Lecture
Friday, Jun 12, 2015, 4 PM

Pierre-Henri Tavoillot

Have We Lost all Sense of Age? The Reconfiguration of Adulthood

Is our time marked by the end of ages or instead by an age struggle? Both scenarios appear plausible, but not simultaneously. Yet, their apparent radical opposition hides the fact that they share one basic assumption: that there is a crisis of adulthood. This, the yardstick age, the superior age, which once guaranteed the solidity of the existential scale and facilitated intergenerational arbitration, this age is said to have faded, opening the door to age wars or to the disappearance of age altogether. By contrast, this paper will suggest that there is no such crisis and that what we are currently witnessing should rather be viewed as a reconfiguration of adulthood. Experience, responsibility, authenticity – these are the three pillars of the “new“ adulthood, perhaps stronger than ever.

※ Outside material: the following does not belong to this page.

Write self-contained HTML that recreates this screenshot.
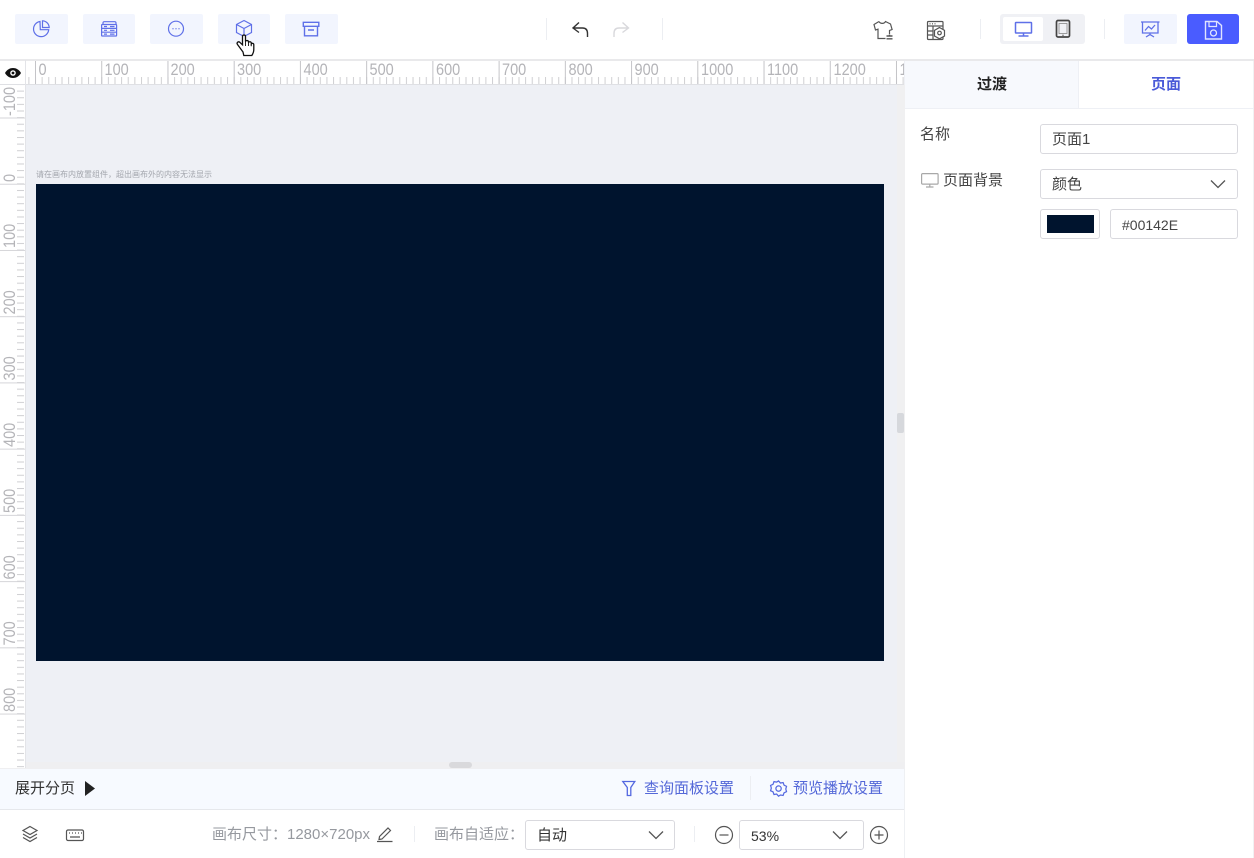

Pierre-Henri Tavoillot is associate professor (maître de conférences) of philosophy at Paris-Sorbonne University (Paris IV) and the current director of the Collège de philosophie, founded in 1974, which organises public lectures on ethics and applied philosophy. He was a member of the French prime minister’s Council for the Analysis of Society between 2004 and 2013, and has engaged in numerous interdisciplinary endeavours. His numerous book publications include Le Crépuscule des Lumières (The Twilight of the Enlightenment, 1995), Qui doit gouverner? Une brève histoire de l’autorité (Who Should Govern? A Brief History of Authority, 2011); Les femmes sont des adultes comme les autres (Women Are Adults Like Everyone Else, 2011), and Petit almanach du sens de la vie (A Little Almanach on the Meaning of Life, 2013). His book Philosophie des âges de la vie (Philosophy of the Ages of Life, 2007), co-written with Eric Deschavanne, won the François Furet Prize.